L'Abbé Pierre, le 5 décembre 1987 à Saint-Wandrille, en Seine-Maritime - Mychele DANIAU
Des accusations qui sidèrent aussi au sein de sa famille. Guy Tuscher, neveu de l'abbé Pierre, reconnaît ce lundi 7 octobre au micro de France Bleu qu'il était au courant que son oncle ne respectait pas son voeu de chasteté. Il affirme cependant n'avoir jamais soupçonné qu'il soit l'auteur d'agressions sexuelles ou de viols.
"Dans la famille, on savait tous que la sexualité de notre oncle était problématique", indique Guy Tuscher, 71 ans, fils de la petite soeur de l'abbé Pierre, sans préciser ce qu'il entend par là exactement.
"Ma mère Anne-Marie, sa sœur, elle s'était énormément engueulée avec lui sur le sujet.
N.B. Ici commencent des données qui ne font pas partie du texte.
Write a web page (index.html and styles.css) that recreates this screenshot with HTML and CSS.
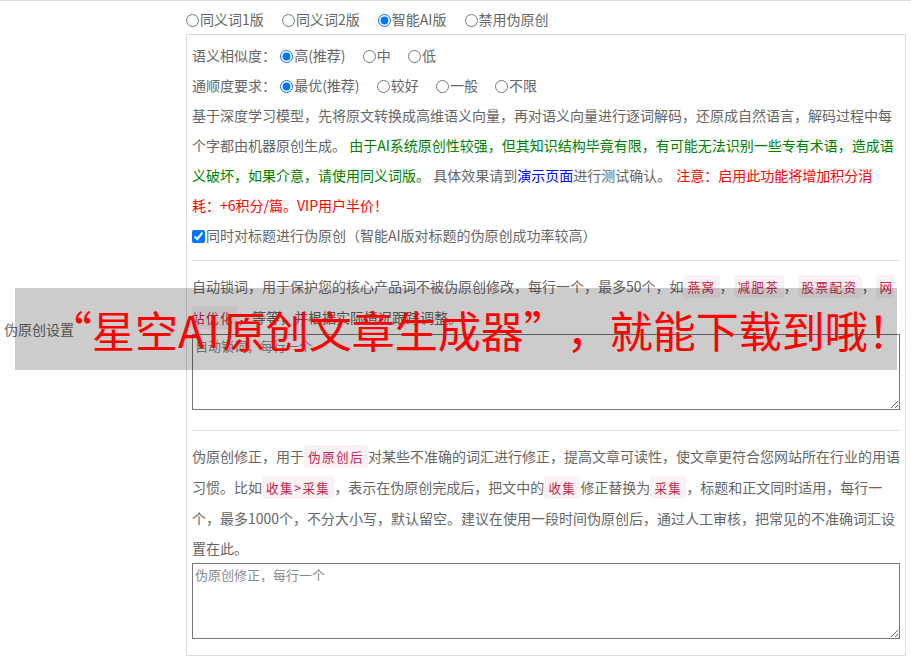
FILE: index.html
```html
<!DOCTYPE html>
<html lang="zh-CN">
<head>
<meta charset="utf-8">
<title>伪原创设置</title>
<link rel="stylesheet" href="styles.css">
</head>
<body>
<div class="row">
  <div class="label-cell">伪原创设置</div>
  <div class="content-cell">
    <div class="modes">
      <label class="opt"><input type="radio" name="mode">同义词1版</label>
      <label class="opt"><input type="radio" name="mode">同义词2版</label>
      <label class="opt"><input type="radio" name="mode" checked>智能AI版</label>
      <label class="opt"><input type="radio" name="mode">禁用伪原创</label>
    </div>
    <div class="box">
      <div class="line">
        <span class="key">语义相似度：</span>
        <label class="opt"><input type="radio" name="sim" checked>高(推荐)</label>
        <label class="opt"><input type="radio" name="sim">中</label>
        <label class="opt"><input type="radio" name="sim">低</label>
      </div>
      <div class="line">
        <span class="key">通顺度要求：</span>
        <label class="opt"><input type="radio" name="flu" checked>最优(推荐)</label>
        <label class="opt"><input type="radio" name="flu">较好</label>
        <label class="opt"><input type="radio" name="flu">一般</label>
        <label class="opt"><input type="radio" name="flu">不限</label>
      </div>
      <p class="desc">基于深度学习模型，先将原文转换成高维语义向量，再对语义向量进行逐词解码，还原成自然语言，解码过程中每个字都由机器原创生成。 <span class="green">由于AI系统原创性较强，但其知识结构毕竟有限，有可能无法识别一些专有术语，造成语义破坏，如果介意，请使用同义词版。</span> 具体效果请到<a class="link" href="#">演示页面</a>进行测试确认。 <span class="red">注意：启用此功能将增加积分消耗：+6积分/篇。VIP用户半价！</span></p>
      <div class="line">
        <label class="chk"><input type="checkbox" checked>同时对标题进行伪原创（智能AI版对标题的伪原创成功率较高）</label>
      </div>
      <hr class="sep">
      <p class="desc">自动锁词，用于保护您的核心产品词不被伪原创修改，每行一个，最多50个，如<code>燕窝</code>，<code>减肥茶</code>，<code>股票配资</code>，<code>网站优化</code>，等等，并根据实际情况跟踪调整。</p>
      <textarea class="area" placeholder="自动锁词，每行一个"></textarea>
      <hr class="sep">
      <p class="desc">伪原创修正，用于<code>伪原创后</code>对某些不准确的词汇进行修正，提高文章可读性，使文章更符合您网站所在行业的用语习惯。比如<code>收集&gt;采集</code>，表示在伪原创完成后，把文中的<code>收集</code>修正替换为<code>采集</code>，标题和正文同时适用，每行一个，最多1000个，不分大小写，默认留空。建议在使用一段时间伪原创后，通过人工审核，把常见的不准确词汇设置在此。</p>
      <textarea class="area last" placeholder="伪原创修正，每行一个"></textarea>
    </div>
  </div>
</div>
<div class="banner"><span class="banner-text">“星空<span class="latin">AI</span>原创文章生成器”，就能下载到哦！</span></div>
</body>
</html>
```
FILE: styles.css
```css
html, body {
  margin: 0;
  padding: 0;
  background: #fff;
}
body {
  position: relative;
  font-family: "Noto Sans CJK SC", "Liberation Sans", sans-serif;
  font-size: 14px;
  color: #666;
  width: 911px;
  height: 658px;
  overflow: hidden;
  text-spacing-trim: space-all;
}
.row {
  display: grid;
  grid-template-columns: 186px 720px;
  border-top: 1px solid #ddd;
}
.label-cell {
  align-self: center;
  padding-left: 4px;
  padding-bottom: 5px;
  color: #666;
}
.content-cell {
  padding-bottom: 6px;
}
.modes {
  height: 30px;
  line-height: 30px;
  padding-top: 3px;
  white-space: nowrap;
}
.opt {
  margin-right: 15px;
}
.opt input {
  width: 13px;
  height: 13px;
  margin: 0 1px 0 0;
  vertical-align: -2px;
}
.box {
  border: 1px solid #ddd;
  padding: 5px 5px;
}
.line {
  line-height: 30px;
  white-space: nowrap;
}
.key {
  margin-right: 1px;
}
.line .opt {
  margin-right: 14px;
}
.chk input {
  width: 13px;
  height: 13px;
  margin: 0 1px 0 0;
  vertical-align: -2px;
}
.desc {
  margin: 0;
  line-height: 30px;
}
.green { color: #008000; }
.red { color: #ff0000; margin-left: 2px; }
.link { color: #0000ff; text-decoration: none; }
code {
  font-family: "Noto Sans CJK SC", sans-serif;
  font-size: 12.6px;
  letter-spacing: 1.4px;
  padding: 2px 4px;
  color: #c7254e;
  background: #f9f2f4;
  border-radius: 4px;
}
.sep {
  border: 0;
  border-top: 1px solid #e2e2e2;
  margin: 10px 0;
  height: 0;
}
.area {
  display: block;
  box-sizing: border-box;
  width: 100%;
  height: 76px;
  margin: 1px 0 20px 0;
  padding: 2px 2px;
  border: 1px solid #767676;
  font-family: "Noto Sans CJK SC", sans-serif;
  font-size: 13px;
  line-height: 18px;
  color: #333;
  resize: vertical;
}
.area::placeholder {
  color: #8a8a8a;
}
.area.last {
  margin-top: 0;
  margin-bottom: 11px;
}
.banner {
  position: absolute;
  left: 15px;
  top: 288px;
  width: 882px;
  height: 82px;
  background: rgba(0, 0, 0, 0.2);
  display: flex;
  align-items: center;
  padding-left: 34px;
  box-sizing: border-box;
  overflow: hidden;
  white-space: nowrap;
}
.banner-text {
  color: #ff0000;
  font-size: 43px;
  line-height: 1;
}
.latin {
  letter-spacing: 3px;
}
```
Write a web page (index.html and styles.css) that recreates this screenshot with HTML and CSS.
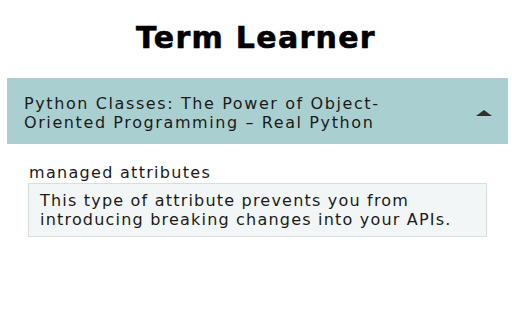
FILE: index.html
```html
<!DOCTYPE html>
<html lang="en">
<head>
<meta charset="utf-8">
<title>Term Learner</title>
<link rel="stylesheet" href="styles.css">
</head>
<body>
<h1 class="title">Term Learner</h1>
<section class="source">
  <div class="source-head">
    <span class="source-title">Python Classes: The Power of Object-Oriented Programming – Real Python</span>
    <span class="caret"></span>
  </div>
</section>
<div class="term">
  <div class="term-name">managed attributes</div>
  <div class="term-def">This type of attribute prevents you from introducing breaking changes into your APIs.</div>
</div>
</body>
</html>
```
FILE: styles.css
```css
html, body {
  margin: 0;
  padding: 0;
  background: #ffffff;
}
body {
  font-family: "DejaVu Sans", "Liberation Sans", sans-serif;
  color: #1a1a1a;
}
.title {
  margin: 20px 0 22px;
  font-size: 30px;
  line-height: 36px;
  font-weight: 700;
  letter-spacing: 1.3px;
  text-align: center;
  color: #000;
  -webkit-text-stroke: 0.6px #000;
}
.source {
  margin: 0 4px 0 7px;
  background: #aacfd1;
}
.source-head {
  display: flex;
  align-items: center;
  padding: 16px 16px 12px 17px;
}
.source-title {
  flex: 0 1 392px;
  font-size: 16px;
  line-height: 19px;
  letter-spacing: 1.6px;
  margin-right: auto;
}
.caret {
  width: 0;
  height: 0;
  border-left: 8px solid transparent;
  border-right: 8px solid transparent;
  border-bottom: 6px solid #2f2f2f;
}
.term {
  margin: 19px 25px 0 28px;
}
.term-name {
  font-size: 16px;
  line-height: 19px;
  letter-spacing: 1.3px;
  padding-left: 1px;
  margin-bottom: 1px;
}
.term-def {
  background: #f2f6f7;
  border: 1px solid #dadddd;
  box-shadow: 0 1px 2px rgba(0,0,0,0.06);
  padding: 7px 11px 7px 11px;
  font-size: 16px;
  line-height: 19px;
  letter-spacing: 1.2px;
}
```
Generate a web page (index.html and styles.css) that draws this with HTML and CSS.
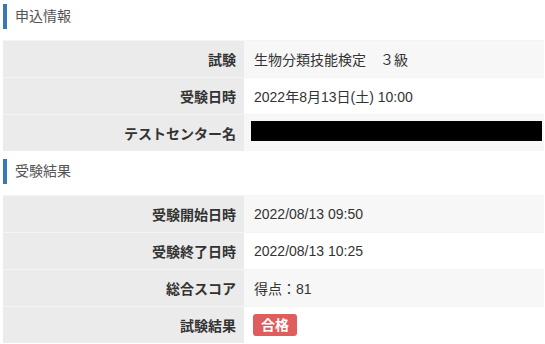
FILE: index.html
```html
<!DOCTYPE html>
<html lang="ja">
<head>
    <meta charset="UTF-8">
    <meta name="viewport" content="width=device-width, initial-scale=1.0">
    <title>受験情報</title>
    <link rel="stylesheet" href="styles.css">
</head>
<body>

<div class="page">
    <h2 class="section-title">申込情報</h2>
    <table class="info-table">
        <tr>
            <th>試験</th>
            <td>生物分類技能検定　３級</td>
        </tr>
        <tr>
            <th>受験日時</th>
            <td>2022年8月13日(土) 10:00</td>
        </tr>
        <tr>
            <th>テストセンター名</th>
            <td><span class="masked"></span></td>
        </tr>
    </table>

    <h2 class="section-title">受験結果</h2>
    <table class="info-table">
        <tr>
            <th>受験開始日時</th>
            <td>2022/08/13 09:50</td>
        </tr>
        <tr>
            <th>受験終了日時</th>
            <td>2022/08/13 10:25</td>
        </tr>
        <tr>
            <th>総合スコア</th>
            <td>得点：81</td>
        </tr>
        <tr>
            <th>試験結果</th>
            <td><span class="badge badge-pass">合格</span></td>
        </tr>
    </table>
</div>

</body>
</html>
```

FILE: styles.css
```css
:root {
    --text-color: #333;
    --title-color: #555;
    --accent-color: #3a78b5;
    --label-bg: #ebebeb;
    --row-odd-bg: #f7f7f7;
    --row-even-bg: #fff;
    --row-border: #f4f4f4;
    --pass-color: #e05d5d;
}

body {
    margin: 0;
    background: #fff;
    font-family: "Liberation Sans", "Noto Sans CJK JP", sans-serif;
    font-size: 14px;
    color: var(--text-color);
}

.page {
    padding: 4px 1px 0 3px;
}

.section-title {
    margin: 0 0 11px;
    padding-left: 8px;
    border-left: 4px solid var(--accent-color);
    font-size: 14px;
    font-weight: normal;
    line-height: 25px;
    color: var(--title-color);
}

.info-table {
    width: 100%;
    border-collapse: collapse;
    margin-bottom: 8px;
}

.info-table th,
.info-table td {
    height: 36px;
    padding: 0 8px;
    border-top: 1px solid var(--row-border);
    vertical-align: middle;
}

.info-table th {
    width: 225px;
    text-align: right;
    font-weight: bold;
    background-color: var(--label-bg);
}

.info-table td {
    padding-left: 10px;
    background-color: var(--row-even-bg);
}

.info-table tr:nth-child(odd) td {
    background-color: var(--row-odd-bg);
}

.masked {
    display: block;
    height: 20px;
    margin: -4px -6px 0 -3px;
    background: #000;
}

.badge {
    display: inline-block;
    padding: 3px 8px;
    margin-left: -1px;
    border-radius: 3px;
    font-size: 14px;
    font-weight: bold;
    line-height: 16px;
    color: #fff;
}

.badge-pass {
    background-color: var(--pass-color);
}
```
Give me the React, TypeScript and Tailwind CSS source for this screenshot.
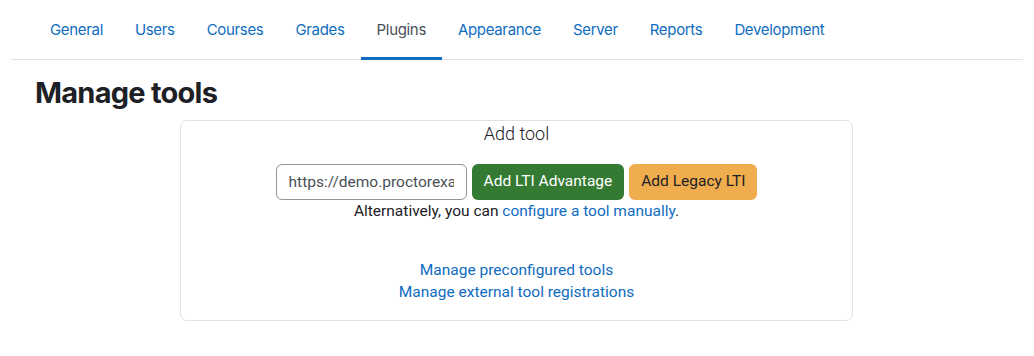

Elle savait très bien que le célibat, pour lui, c'était quelque chose d'insupportable", poursuit-il.
"Par contre, les agressions sexuelles telles qu'elles ont été décrites, non, on ne les connaissait pas", assure le neveu du fondateur d'Emmaüs.
"Une déception"
Pour Guy Tuscher, les accusations d'agressions sexuelles, révélées au grand public d'abord en juillet puis en septembre dernier, ont fait l'effet d'un électrochoc.
"C'était violent", lâche-t-il, dénonçant des faits "inacceptables".
Évoquant une "déception par rapport à l'homme", Guy Tuscher se refuse pour autant à le "renier". "Il reste mon oncle", dit-il.
Guy Tuscher affirme être à l'écoute des femmes qui accusent son oncle. "Je soutiens ces femmes qui ont raconté ce qu'elles ont subi. Elles doivent parler pour qu'un processus de guérison se mette en place et pour mettre loin d'elles ce qu'elles ont vécu avec lui", assure le septuagénaire.
"On ne peut pas non plus dire que tout ce qu'il a fait est à jeter. Ce n'est pas possible", le défend pourtant dans le même temps Guy Tuscher, faisant référence au travail caritatif de son oncle qu'il décrit comme "un homme avec ses forces et ses faiblesses".
"Tout le monde savait"
Guy Tuscher se souvient de l'image idéalisée qu'avait son oncle, perçu comme un bienfaiteur, notamment avec la création de l'association Emmaüs qui venait en aide aux plus démunis.
"Tout le monde était subjugué par le mythe de l'abbé Pierre. Et quel était l'homme derrière? Et bien, l'homme, on le découvre maintenant", note-t-il.
Pour le septuagénaire, l'impression que l'abbé était presque intouchable a sans doute donné un sentiment de toute puissance à son oncle. Il pouvait "toujours (avoir) le prétexte de se dire: 'de toute façon, ma célébrité me sert pour mon action humanitaire et politique'", estime Guy Tuscher.
Le neveu de l'abbé Pierre dénonce le rôle aussi de l'Église dans cette affaire. "Tout le monde savait qu'il y avait un problème, l'Église, l'État, qui n'a pas voulu lui remettre la Légion d'honneur, et même Emmaüs, qui n'avait pas intérêt à l'époque à ce que cela se sache", accuse le septuagénaire.
Le président de la Conférence des évêques de France (CEF) Éric de Moulins-Beaufort a reconnu mi-septembre qu'"il est désormais établi que, dès 1955-1957, quelques évêques au moins ont su que l'abbé Pierre avait un comportement grave à l’égard des femmes".